The New School News

Mentoring—A Cornerstone of Success

Lang students have a history of mentoring. Here two students work with the I Have a Dream Foundation. Photo by Andrew Smrz.

This fall, a small group of undergraduates from Eugene Lang The New School for Liberal Arts will spend about half their week in public housing. The students, part of the class Youth Mentoring in the City, are working in conjunction with the Cornerstone Mentoring Program, which is itself part of the City of New York’s Young Men’s Initiative (YMI). The YMI attempts to address the particular needs of at-risk youth in New York. It’s pet project of Mayor Michael Bloomberg, who contributed some of his own money to its three-year, $127-million budget. Through their work, Lang students will help shape a program that serves 300 New York City youth in grades five through nine.

The course is Cornerstone’s first partnership with a university, but a continuation of Lang’s long history of working with outside organizations which foster engagement with New York City youth. Spanning two semesters, Youth Mentoring in the City mixes classroom learning with on-site mentoring at Cornerstone Centers, activity hubs located in public housing facilities throughout the five boroughs. New School students will work with their mentees to develop community service initiatives to be launched in the spring, helping them establish healthy relationships with adults and a service ethic in the process.

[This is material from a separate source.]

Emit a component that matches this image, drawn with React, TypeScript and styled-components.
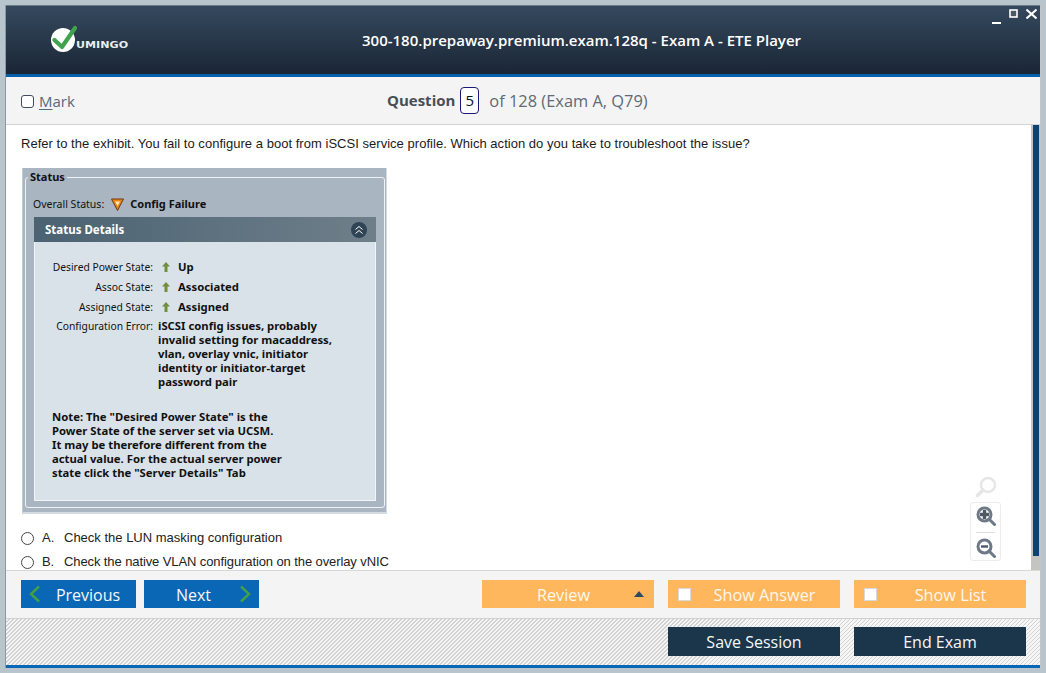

Isa Wong, a Lang student in the course and a New York native, isn’t taking it out of idle curiosity. She has a personal commitment to mentoring; in her life, she had already seen too many people “head down the wrong path,” as she put it. In fact, she was one of them.

“When I was younger I had a really bad anger problem,” she explains. “I was extremely withdrawn and was sent to guidance counselors throughout high school. Nobody could ever get through to me.” Wong was eventually able to overcome her issues, and wants to help young people with similar problems do the same. “Interacting with kids as a mentor is giving me the opportunity to show them how to use the aggression, attitude, and stubbornness present in them as tools as they discover who they are and what they want to do in life,” Wong says. “There is nothing worse than unrealized potential.”